▶ [Stated task]:
Give the data below again exactly as written, without its pictures.

▶ [Data shown]:
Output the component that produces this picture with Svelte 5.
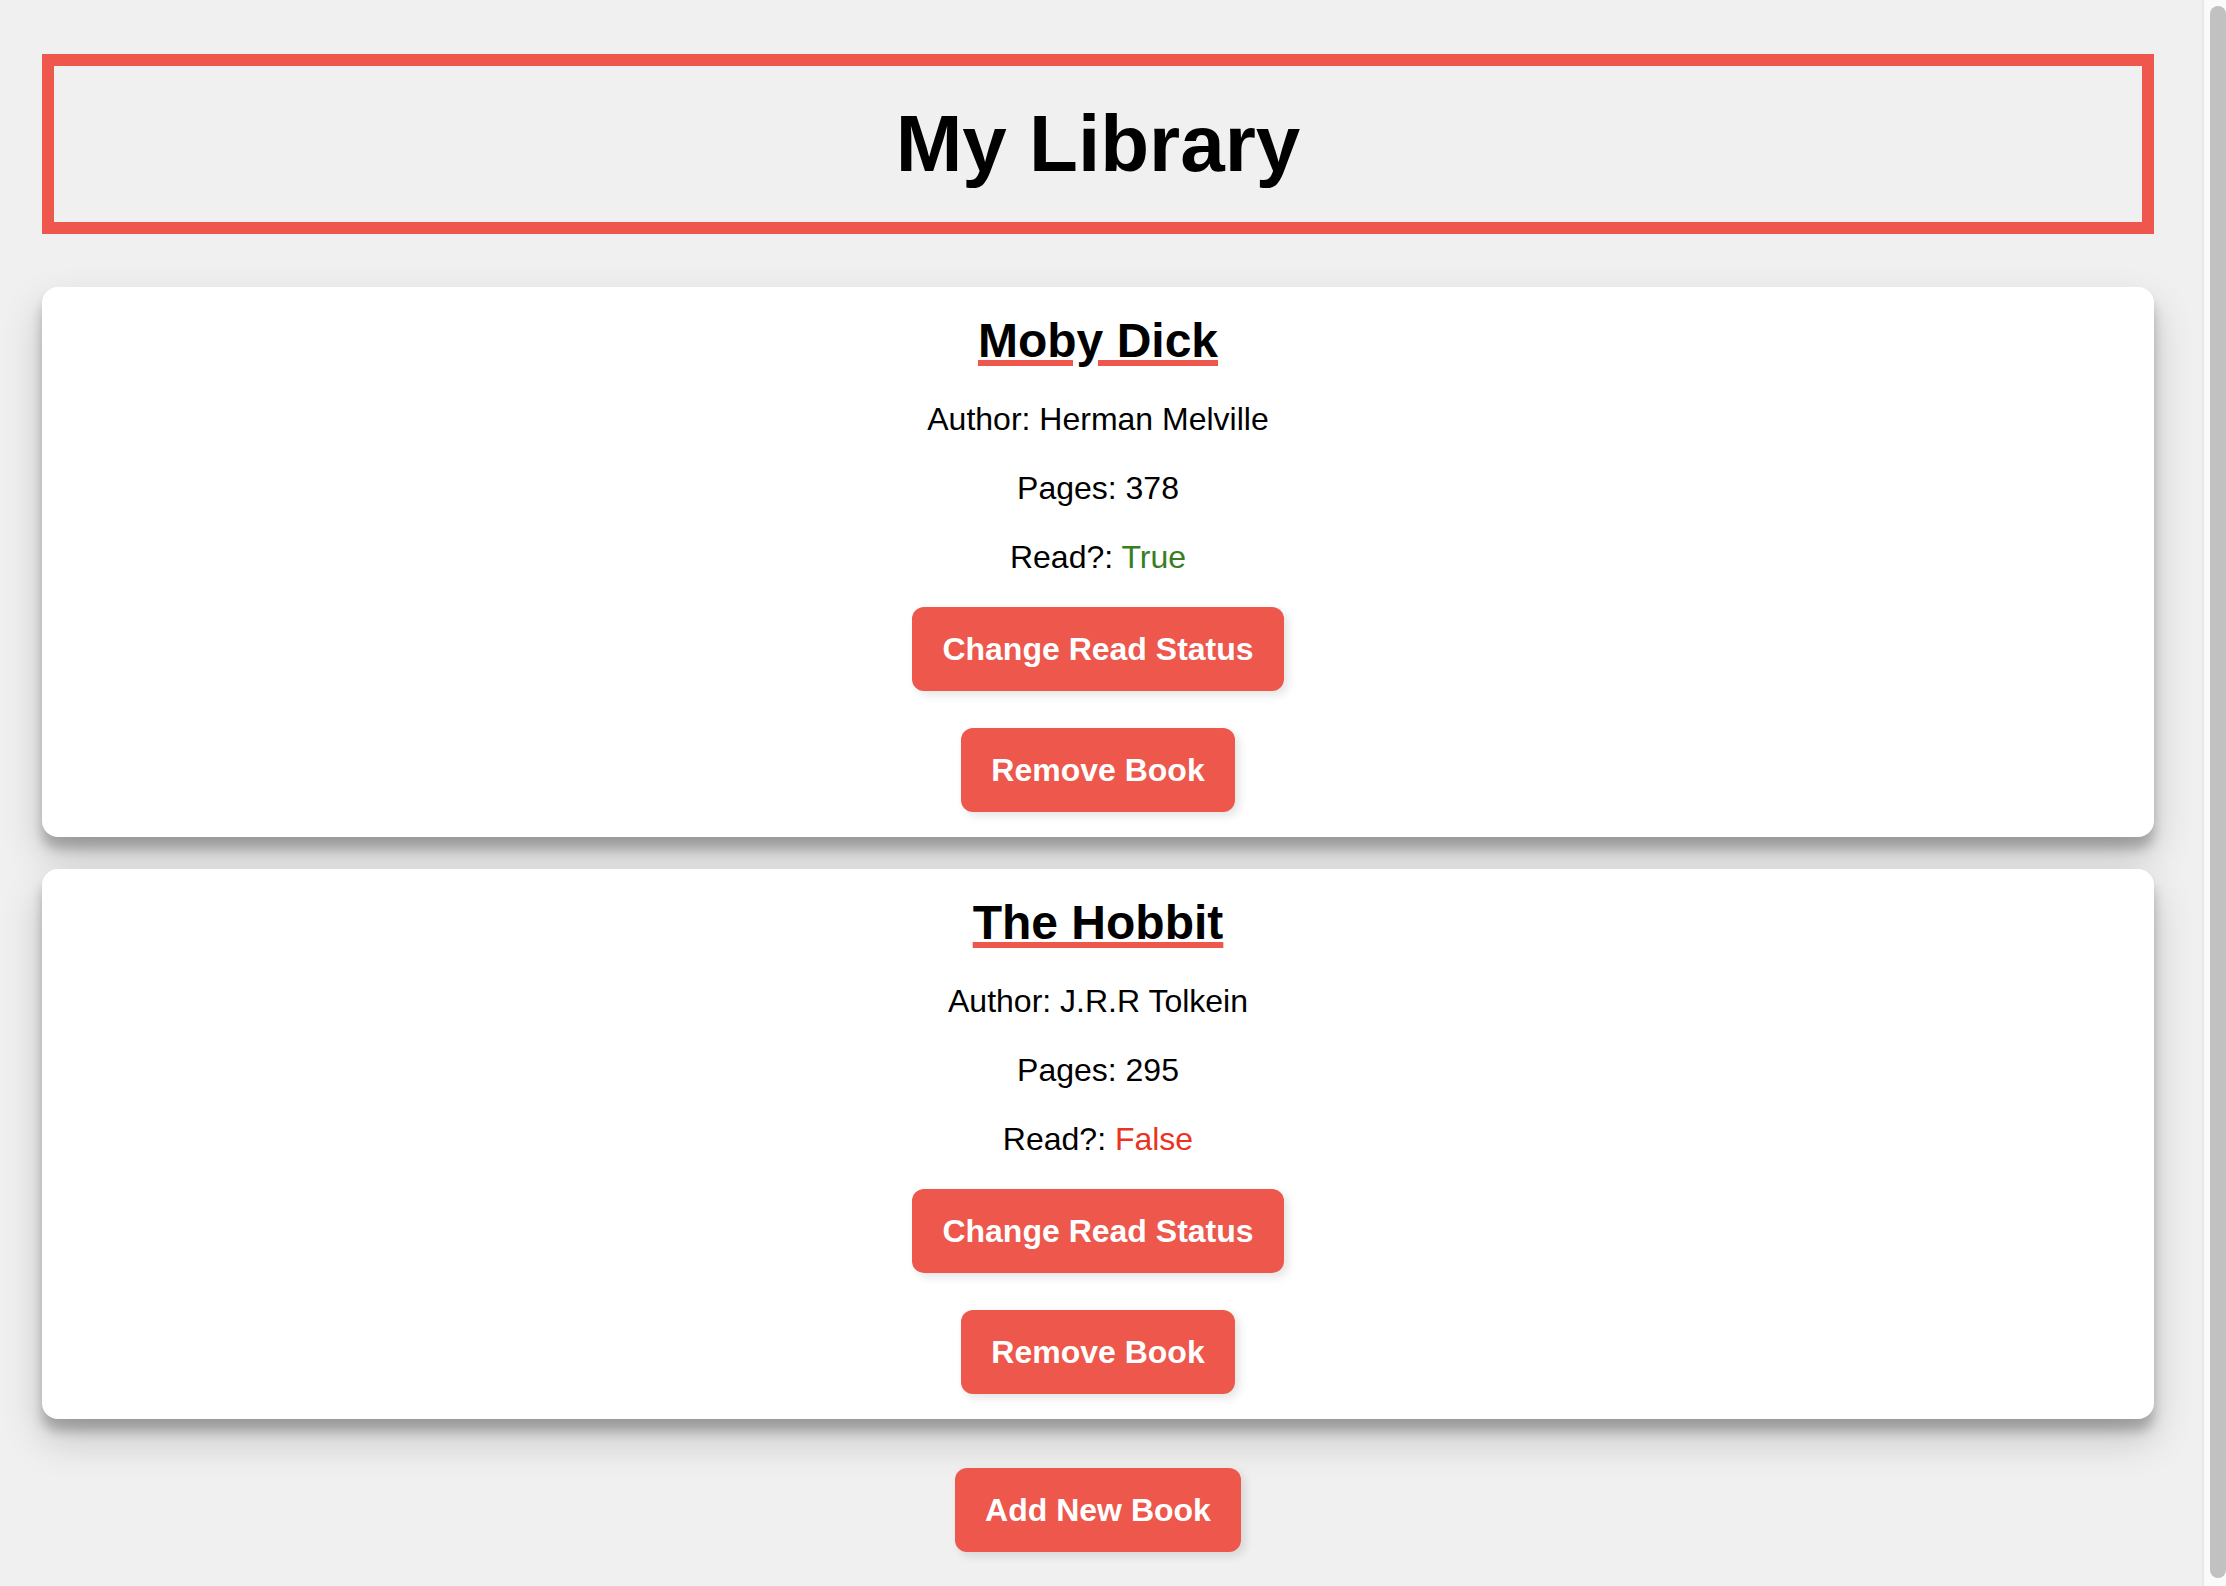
<script lang="ts">
  type Book = { title: string; author: string; pages: number; read: boolean };

  let books: Book[] = $state([
    { title: 'Moby Dick', author: 'Herman Melville', pages: 378, read: true },
    { title: 'The Hobbit', author: 'J.R.R Tolkein', pages: 295, read: false }
  ]);

  function toggleRead(book: Book) {
    book.read = !book.read;
  }

  function removeBook(index: number) {
    books.splice(index, 1);
  }

  function addBook() {
    books.push({ title: 'New Book', author: 'Unknown', pages: 0, read: false });
  }
</script>

<div class="page">
  <main class="content">
    <h1 class="heading">My Library</h1>

    <section class="books">
      {#each books as book, index}
        <article class="card">
          <h2 class="title">{book.title}</h2>
          <p class="line">Author: {book.author}</p>
          <p class="line">Pages: {book.pages}</p>
          <p class="line">
            Read?: <span class:yes={book.read} class:no={!book.read}>{book.read ? 'True' : 'False'}</span>
          </p>
          <div class="actions">
            <button type="button" class="button" onclick={() => toggleRead(book)}>Change Read Status</button>
            <button type="button" class="button" onclick={() => removeBook(index)}>Remove Book</button>
          </div>
        </article>
      {/each}
    </section>

    <button type="button" class="button" onclick={addBook}>Add New Book</button>
  </main>

  <div class="track" aria-hidden="true">
    <div class="thumb"></div>
  </div>
</div>

<style>
  :global(body) {
    background: #f0f0f0;
  }

  .page {
    --accent: #ed574c;
    display: flex;
    min-height: 100vh;
    color: #000;
    font-family: Helvetica, 'Liberation Sans', Arial, sans-serif;
    font-size: 32px;
  }

  .content {
    flex: 1;
    display: flex;
    flex-direction: column;
    align-items: center;
    padding: 54px 48px 32px 42px;
  }

  .heading {
    box-sizing: border-box;
    width: 100%;
    margin: 0 0 53px;
    padding: 32px;
    border: 12px solid var(--accent);
    font-size: 80px;
    line-height: 92px;
    text-align: center;
  }

  .books {
    display: flex;
    flex-direction: column;
    gap: 32px;
    width: 100%;
    margin-bottom: 49px;
  }

  .card {
    display: flex;
    flex-direction: column;
    align-items: center;
    gap: 31px;
    padding: 26px 25px 25px;
    border-radius: 16px;
    background: #fff;
    box-shadow:
      0 20px 40px rgba(0, 0, 0, 0.19),
      0 12px 12px rgba(0, 0, 0, 0.23);
    text-align: center;
  }

  .title {
    margin: 0;
    font-size: 48px;
    line-height: 56px;
    text-decoration: underline;
    text-decoration-color: var(--accent);
    text-decoration-thickness: 6px;
    text-underline-offset: 3px;
  }

  .line {
    margin: 0;
    line-height: 38px;
  }

  .yes {
    color: #377e22;
  }

  .no {
    color: #ea3323;
  }

  .actions {
    display: flex;
    flex-direction: column;
    align-items: center;
    gap: 37px;
  }

  .button {
    padding: 24px 30px;
    border: 0;
    border-radius: 12px;
    background: var(--accent);
    box-shadow: 4px 4px 10px rgba(0, 0, 0, 0.11);
    color: #fff;
    font-family: Arial, 'Liberation Sans', sans-serif;
    font-size: 32px;
    font-weight: 700;
    line-height: 36px;
    cursor: pointer;
  }

  .track {
    box-sizing: border-box;
    display: flex;
    width: 24px;
    padding: 6px 0 8px 6px;
    border-left: 2px solid #e8e8e8;
    background: #fafafa;
  }

  .thumb {
    flex: 1;
    border-radius: 8px;
    background: #c1c1c1;
  }
</style>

▶ [Solution]:
Output the component that produces this picture with Svelte 5.
<script lang="ts">
  type Book = { title: string; author: string; pages: number; read: boolean };

  let books: Book[] = $state([
    { title: 'Moby Dick', author: 'Herman Melville', pages: 378, read: true },
    { title: 'The Hobbit', author: 'J.R.R Tolkein', pages: 295, read: false }
  ]);

  function toggleRead(book: Book) {
    book.read = !book.read;
  }

  function removeBook(index: number) {
    books.splice(index, 1);
  }

  function addBook() {
    books.push({ title: 'New Book', author: 'Unknown', pages: 0, read: false });
  }
</script>

<div class="page">
  <main class="content">
    <h1 class="heading">My Library</h1>

    <section class="books">
      {#each books as book, index}
        <article class="card">
          <h2 class="title">{book.title}</h2>
          <p class="line">Author: {book.author}</p>
          <p class="line">Pages: {book.pages}</p>
          <p class="line">
            Read?: <span class:yes={book.read} class:no={!book.read}>{book.read ? 'True' : 'False'}</span>
          </p>
          <div class="actions">
            <button type="button" class="button" onclick={() => toggleRead(book)}>Change Read Status</button>
            <button type="button" class="button" onclick={() => removeBook(index)}>Remove Book</button>
          </div>
        </article>
      {/each}
    </section>

    <button type="button" class="button" onclick={addBook}>Add New Book</button>
  </main>

  <div class="track" aria-hidden="true">
    <div class="thumb"></div>
  </div>
</div>

<style>
  :global(body) {
    background: #f0f0f0;
  }

  .page {
    --accent: #ed574c;
    display: flex;
    min-height: 100vh;
    color: #000;
    font-family: Helvetica, 'Liberation Sans', Arial, sans-serif;
    font-size: 32px;
  }

  .content {
    flex: 1;
    display: flex;
    flex-direction: column;
    align-items: center;
    padding: 54px 48px 32px 42px;
  }

  .heading {
    box-sizing: border-box;
    width: 100%;
    margin: 0 0 53px;
    padding: 32px;
    border: 12px solid var(--accent);
    font-size: 80px;
    line-height: 92px;
    text-align: center;
  }

  .books {
    display: flex;
    flex-direction: column;
    gap: 32px;
    width: 100%;
    margin-bottom: 49px;
  }

  .card {
    display: flex;
    flex-direction: column;
    align-items: center;
    gap: 31px;
    padding: 26px 25px 25px;
    border-radius: 16px;
    background: #fff;
    box-shadow:
      0 20px 40px rgba(0, 0, 0, 0.19),
      0 12px 12px rgba(0, 0, 0, 0.23);
    text-align: center;
  }

  .title {
    margin: 0;
    font-size: 48px;
    line-height: 56px;
    text-decoration: underline;
    text-decoration-color: var(--accent);
    text-decoration-thickness: 6px;
    text-underline-offset: 3px;
  }

  .line {
    margin: 0;
    line-height: 38px;
  }

  .yes {
    color: #377e22;
  }

  .no {
    color: #ea3323;
  }

  .actions {
    display: flex;
    flex-direction: column;
    align-items: center;
    gap: 37px;
  }

  .button {
    padding: 24px 30px;
    border: 0;
    border-radius: 12px;
    background: var(--accent);
    box-shadow: 4px 4px 10px rgba(0, 0, 0, 0.11);
    color: #fff;
    font-family: Arial, 'Liberation Sans', sans-serif;
    font-size: 32px;
    font-weight: 700;
    line-height: 36px;
    cursor: pointer;
  }

  .track {
    box-sizing: border-box;
    display: flex;
    width: 24px;
    padding: 6px 0 8px 6px;
    border-left: 2px solid #e8e8e8;
    background: #fafafa;
  }

  .thumb {
    flex: 1;
    border-radius: 8px;
    background: #c1c1c1;
  }
</style>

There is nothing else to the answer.